• _EXERCISE MATERIAL_
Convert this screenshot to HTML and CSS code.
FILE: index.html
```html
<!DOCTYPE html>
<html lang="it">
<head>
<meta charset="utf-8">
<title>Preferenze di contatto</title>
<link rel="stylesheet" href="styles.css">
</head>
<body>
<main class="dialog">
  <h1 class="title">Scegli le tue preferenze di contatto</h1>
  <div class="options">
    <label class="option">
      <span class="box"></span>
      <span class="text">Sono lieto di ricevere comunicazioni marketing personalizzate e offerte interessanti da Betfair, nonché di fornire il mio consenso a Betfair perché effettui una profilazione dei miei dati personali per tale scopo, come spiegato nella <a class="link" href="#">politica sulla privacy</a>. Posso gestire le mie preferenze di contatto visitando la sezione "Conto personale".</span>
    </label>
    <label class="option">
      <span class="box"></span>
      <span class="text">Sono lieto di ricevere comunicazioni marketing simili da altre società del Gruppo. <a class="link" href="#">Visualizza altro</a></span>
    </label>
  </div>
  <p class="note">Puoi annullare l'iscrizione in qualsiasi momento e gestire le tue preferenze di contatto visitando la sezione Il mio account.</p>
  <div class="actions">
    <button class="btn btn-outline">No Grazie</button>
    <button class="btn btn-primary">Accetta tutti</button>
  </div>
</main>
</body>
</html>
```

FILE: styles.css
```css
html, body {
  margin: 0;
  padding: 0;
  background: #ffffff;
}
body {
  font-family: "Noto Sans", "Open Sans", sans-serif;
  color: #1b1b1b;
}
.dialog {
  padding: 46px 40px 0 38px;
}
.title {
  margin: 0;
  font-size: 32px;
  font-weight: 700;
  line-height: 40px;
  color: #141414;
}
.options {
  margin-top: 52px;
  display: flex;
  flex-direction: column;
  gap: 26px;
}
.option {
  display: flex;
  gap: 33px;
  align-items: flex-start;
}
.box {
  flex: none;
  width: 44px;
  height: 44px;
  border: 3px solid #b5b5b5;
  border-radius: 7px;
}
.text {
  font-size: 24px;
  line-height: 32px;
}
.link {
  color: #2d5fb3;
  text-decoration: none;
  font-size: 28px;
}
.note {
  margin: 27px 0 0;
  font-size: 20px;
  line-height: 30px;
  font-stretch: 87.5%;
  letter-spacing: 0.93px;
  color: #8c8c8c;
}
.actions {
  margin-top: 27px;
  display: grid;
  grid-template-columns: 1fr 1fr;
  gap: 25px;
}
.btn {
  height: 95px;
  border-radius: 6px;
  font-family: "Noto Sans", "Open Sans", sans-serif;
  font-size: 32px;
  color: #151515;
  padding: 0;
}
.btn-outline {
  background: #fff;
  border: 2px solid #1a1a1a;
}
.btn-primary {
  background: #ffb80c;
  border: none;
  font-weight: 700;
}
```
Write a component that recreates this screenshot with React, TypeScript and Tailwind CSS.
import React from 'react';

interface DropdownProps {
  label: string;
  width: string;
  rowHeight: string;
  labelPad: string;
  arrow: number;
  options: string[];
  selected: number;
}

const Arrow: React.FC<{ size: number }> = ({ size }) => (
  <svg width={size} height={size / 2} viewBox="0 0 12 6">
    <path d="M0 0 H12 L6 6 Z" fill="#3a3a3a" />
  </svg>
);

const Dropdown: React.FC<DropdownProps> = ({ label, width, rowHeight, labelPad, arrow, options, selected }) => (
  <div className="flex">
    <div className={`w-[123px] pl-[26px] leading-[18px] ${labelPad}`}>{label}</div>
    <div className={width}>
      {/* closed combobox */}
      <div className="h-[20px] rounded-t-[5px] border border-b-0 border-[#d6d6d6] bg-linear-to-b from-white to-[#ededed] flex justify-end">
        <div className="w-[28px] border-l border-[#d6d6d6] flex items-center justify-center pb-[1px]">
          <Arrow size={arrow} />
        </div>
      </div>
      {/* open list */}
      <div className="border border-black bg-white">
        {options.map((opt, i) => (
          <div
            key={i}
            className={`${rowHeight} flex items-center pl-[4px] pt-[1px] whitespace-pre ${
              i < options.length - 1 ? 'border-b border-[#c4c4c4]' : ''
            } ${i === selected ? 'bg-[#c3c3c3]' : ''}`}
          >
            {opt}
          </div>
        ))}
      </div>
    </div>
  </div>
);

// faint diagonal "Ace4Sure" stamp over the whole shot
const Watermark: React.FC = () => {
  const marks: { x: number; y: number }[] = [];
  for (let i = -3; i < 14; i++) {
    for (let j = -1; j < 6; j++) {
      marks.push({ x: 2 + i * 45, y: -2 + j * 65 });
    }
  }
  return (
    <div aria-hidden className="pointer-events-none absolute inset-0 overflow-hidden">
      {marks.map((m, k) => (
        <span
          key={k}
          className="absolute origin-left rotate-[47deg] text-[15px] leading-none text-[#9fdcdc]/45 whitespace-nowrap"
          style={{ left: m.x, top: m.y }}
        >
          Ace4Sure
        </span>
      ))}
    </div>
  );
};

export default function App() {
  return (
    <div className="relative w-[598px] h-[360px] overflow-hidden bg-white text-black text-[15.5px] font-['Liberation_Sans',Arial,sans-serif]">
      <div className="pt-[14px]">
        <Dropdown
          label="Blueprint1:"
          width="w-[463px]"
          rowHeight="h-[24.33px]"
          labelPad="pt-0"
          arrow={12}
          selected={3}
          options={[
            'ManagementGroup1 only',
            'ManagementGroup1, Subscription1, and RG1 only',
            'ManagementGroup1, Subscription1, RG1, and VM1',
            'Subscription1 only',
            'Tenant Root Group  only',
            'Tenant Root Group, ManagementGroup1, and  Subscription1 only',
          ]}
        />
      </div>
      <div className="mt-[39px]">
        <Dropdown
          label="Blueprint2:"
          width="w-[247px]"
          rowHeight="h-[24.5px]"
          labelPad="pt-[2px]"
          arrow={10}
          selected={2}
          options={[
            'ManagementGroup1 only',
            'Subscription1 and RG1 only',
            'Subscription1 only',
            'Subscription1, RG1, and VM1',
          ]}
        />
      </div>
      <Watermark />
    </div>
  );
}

• _SET TASK_
Exactly as written above, please repeat the entries.

• _THE RESPONSE_
Convert this screenshot to HTML and CSS code.
FILE: index.html
```html
<!DOCTYPE html>
<html lang="it">
<head>
<meta charset="utf-8">
<title>Preferenze di contatto</title>
<link rel="stylesheet" href="styles.css">
</head>
<body>
<main class="dialog">
  <h1 class="title">Scegli le tue preferenze di contatto</h1>
  <div class="options">
    <label class="option">
      <span class="box"></span>
      <span class="text">Sono lieto di ricevere comunicazioni marketing personalizzate e offerte interessanti da Betfair, nonché di fornire il mio consenso a Betfair perché effettui una profilazione dei miei dati personali per tale scopo, come spiegato nella <a class="link" href="#">politica sulla privacy</a>. Posso gestire le mie preferenze di contatto visitando la sezione "Conto personale".</span>
    </label>
    <label class="option">
      <span class="box"></span>
      <span class="text">Sono lieto di ricevere comunicazioni marketing simili da altre società del Gruppo. <a class="link" href="#">Visualizza altro</a></span>
    </label>
  </div>
  <p class="note">Puoi annullare l'iscrizione in qualsiasi momento e gestire le tue preferenze di contatto visitando la sezione Il mio account.</p>
  <div class="actions">
    <button class="btn btn-outline">No Grazie</button>
    <button class="btn btn-primary">Accetta tutti</button>
  </div>
</main>
</body>
</html>
```

FILE: styles.css
```css
html, body {
  margin: 0;
  padding: 0;
  background: #ffffff;
}
body {
  font-family: "Noto Sans", "Open Sans", sans-serif;
  color: #1b1b1b;
}
.dialog {
  padding: 46px 40px 0 38px;
}
.title {
  margin: 0;
  font-size: 32px;
  font-weight: 700;
  line-height: 40px;
  color: #141414;
}
.options {
  margin-top: 52px;
  display: flex;
  flex-direction: column;
  gap: 26px;
}
.option {
  display: flex;
  gap: 33px;
  align-items: flex-start;
}
.box {
  flex: none;
  width: 44px;
  height: 44px;
  border: 3px solid #b5b5b5;
  border-radius: 7px;
}
.text {
  font-size: 24px;
  line-height: 32px;
}
.link {
  color: #2d5fb3;
  text-decoration: none;
  font-size: 28px;
}
.note {
  margin: 27px 0 0;
  font-size: 20px;
  line-height: 30px;
  font-stretch: 87.5%;
  letter-spacing: 0.93px;
  color: #8c8c8c;
}
.actions {
  margin-top: 27px;
  display: grid;
  grid-template-columns: 1fr 1fr;
  gap: 25px;
}
.btn {
  height: 95px;
  border-radius: 6px;
  font-family: "Noto Sans", "Open Sans", sans-serif;
  font-size: 32px;
  color: #151515;
  padding: 0;
}
.btn-outline {
  background: #fff;
  border: 2px solid #1a1a1a;
}
.btn-primary {
  background: #ffb80c;
  border: none;
  font-weight: 700;
}
```
Write a component that recreates this screenshot with React, TypeScript and Tailwind CSS.
import React from 'react';

interface DropdownProps {
  label: string;
  width: string;
  rowHeight: string;
  labelPad: string;
  arrow: number;
  options: string[];
  selected: number;
}

const Arrow: React.FC<{ size: number }> = ({ size }) => (
  <svg width={size} height={size / 2} viewBox="0 0 12 6">
    <path d="M0 0 H12 L6 6 Z" fill="#3a3a3a" />
  </svg>
);

const Dropdown: React.FC<DropdownProps> = ({ label, width, rowHeight, labelPad, arrow, options, selected }) => (
  <div className="flex">
    <div className={`w-[123px] pl-[26px] leading-[18px] ${labelPad}`}>{label}</div>
    <div className={width}>
      {/* closed combobox */}
      <div className="h-[20px] rounded-t-[5px] border border-b-0 border-[#d6d6d6] bg-linear-to-b from-white to-[#ededed] flex justify-end">
        <div className="w-[28px] border-l border-[#d6d6d6] flex items-center justify-center pb-[1px]">
          <Arrow size={arrow} />
        </div>
      </div>
      {/* open list */}
      <div className="border border-black bg-white">
        {options.map((opt, i) => (
          <div
            key={i}
            className={`${rowHeight} flex items-center pl-[4px] pt-[1px] whitespace-pre ${
              i < options.length - 1 ? 'border-b border-[#c4c4c4]' : ''
            } ${i === selected ? 'bg-[#c3c3c3]' : ''}`}
          >
            {opt}
          </div>
        ))}
      </div>
    </div>
  </div>
);

// faint diagonal "Ace4Sure" stamp over the whole shot
const Watermark: React.FC = () => {
  const marks: { x: number; y: number }[] = [];
  for (let i = -3; i < 14; i++) {
    for (let j = -1; j < 6; j++) {
      marks.push({ x: 2 + i * 45, y: -2 + j * 65 });
    }
  }
  return (
    <div aria-hidden className="pointer-events-none absolute inset-0 overflow-hidden">
      {marks.map((m, k) => (
        <span
          key={k}
          className="absolute origin-left rotate-[47deg] text-[15px] leading-none text-[#9fdcdc]/45 whitespace-nowrap"
          style={{ left: m.x, top: m.y }}
        >
          Ace4Sure
        </span>
      ))}
    </div>
  );
};

export default function App() {
  return (
    <div className="relative w-[598px] h-[360px] overflow-hidden bg-white text-black text-[15.5px] font-['Liberation_Sans',Arial,sans-serif]">
      <div className="pt-[14px]">
        <Dropdown
          label="Blueprint1:"
          width="w-[463px]"
          rowHeight="h-[24.33px]"
          labelPad="pt-0"
          arrow={12}
          selected={3}
          options={[
            'ManagementGroup1 only',
            'ManagementGroup1, Subscription1, and RG1 only',
            'ManagementGroup1, Subscription1, RG1, and VM1',
            'Subscription1 only',
            'Tenant Root Group  only',
            'Tenant Root Group, ManagementGroup1, and  Subscription1 only',
          ]}
        />
      </div>
      <div className="mt-[39px]">
        <Dropdown
          label="Blueprint2:"
          width="w-[247px]"
          rowHeight="h-[24.5px]"
          labelPad="pt-[2px]"
          arrow={10}
          selected={2}
          options={[
            'ManagementGroup1 only',
            'Subscription1 and RG1 only',
            'Subscription1 only',
            'Subscription1, RG1, and VM1',
          ]}
        />
      </div>
      <Watermark />
    </div>
  );
}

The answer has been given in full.